What are the key traits, skills, experience you prioritize when hiring product marketers? What questions do you ask to assess it during the interview?
It depends on seniority level of hire, but typically I look for experience in a customer-centric role: marketing or customer success in SaaS (B2B a plus). Key attributes for me are: detail oriented/technical prowess, storytelling/written abilities, empathy, collaborative, curious, systems mindset and high level of owernship/autonomy.
You can suss out traits like these by choosing a short take home assignment upfront as a screening assessment. Ask the candidate to "teach you something" (anything, not necessary tech-specific). The process of teaching will tease out most of the above and also show (v. tell) their skill level + fit for your business. Other questions could be:
- Tell me about a complex solution you marketed - how did you ensure the internal team and customers understood the value and got excitement from the offering?

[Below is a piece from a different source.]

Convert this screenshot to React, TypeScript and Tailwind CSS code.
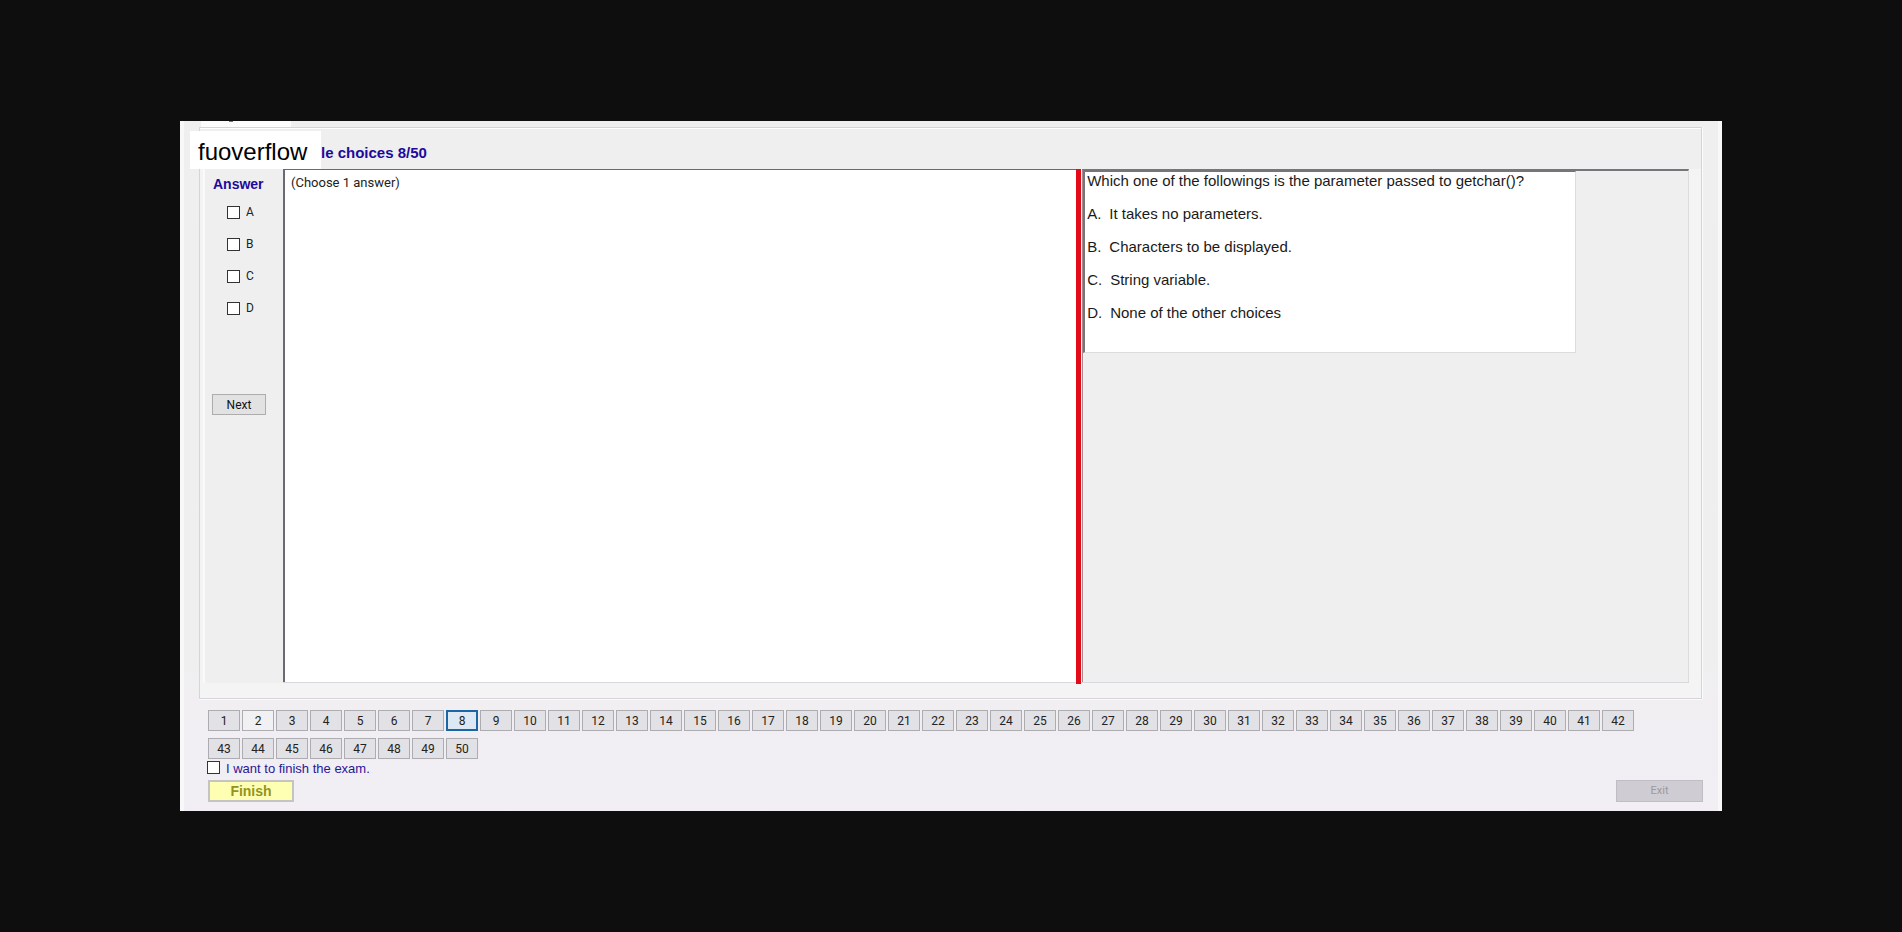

- How do you prioritize competing projects across teams?
- How do you measure success of your programs?
- How do you stay up to date on industry trends?
Storytelling is the biggest trait is look for. I want all of my product marketers to be able to tell stories that anyone can follow that inspire action. Everyone I interview is asked to provide a writing sample so I can see if they’ve got “it.”
The next trait is problem solving: In every interview I ask the same question: Tell me about a go-to-market that failed. I don’t care so much about the “why” of the failure; I want to know how you determined it was off track, and what you did about it to get back on track.
And third is collaboration. How does someone build relationships? How can they earn a seat at the table with a diverse group of stakeholders? If they aren’t able to collaborate, it isn’t a role for them. You have to want to be the glue that holds a team together.
Every PMM role is unique and comes with its own demands on skills, experience and cultural traits.
However, I expect any PMM to be good at, (or have aptitude for) three core skills
- Ability to answer three questions well "What, Why, How" for any product , for any audience (Positioning and messaging)
- Ability to train an internal team (ideally sales or CS) on that narrative. (Enablement)
- Ability to storytell the product to a customer (Demo)
The way to assess these is
- Example questions - I ask questions like ‘Tell me about your experience enabling teams” or “Tell me about any messaging overhaul that you led”? etc. etc. Often these questions are built on top of what the candidate has written on the resume or described in the question “Tell me about yourself?”
- Work products - I ask PMMs to share examples of work they have done. It could be a messaging brief, a sales deck, a web page, a recorded demo video. Some of this is also covered in the interview presentations that happen in the later stages of an interview process
I'll list out things I always look for and example questions that help me answer:
-Key partner alignment - who are your most important stakeholders in your current role? How do you manage the relationship?
-Content quality - what work are you most proud of in your career? Can you send me a link to it after our conversation and walk me though why you're so proud of the work?
-Collaborative disposition - [insert question you're currently thinking through in your day to day] See what it's like to talk through a challenge with the candidate.
The key things that standout are when a candidate's responses highlight cross-functional collaboration, trust building with stakeholders, and a 'we'll figure it" mindset.
A great way to assess this is by not only asking for examples of how they would launch a product, or how they develop go-to-market strategies but it's also by digging into questions like:
Have you ever had to change someone's mind on a strategy you were suggesting and how did you go about it?
How have you been able to influence product strategy?
Tell me about a time when you received critical feedback and what you did with it?
These types of questions along with questions that allow them to highlight business impact (revenue growth, product adoption, etc) - allow you to see how a product manager can navigate internally to succeed. The role of a product marketer collaborates with so many different teams in so many different ways - and is inherently one that has to deal with "leading without authority". Questions that get to the heart of how they interact with and influence those around them allow you to see the full scope of what they're capable of.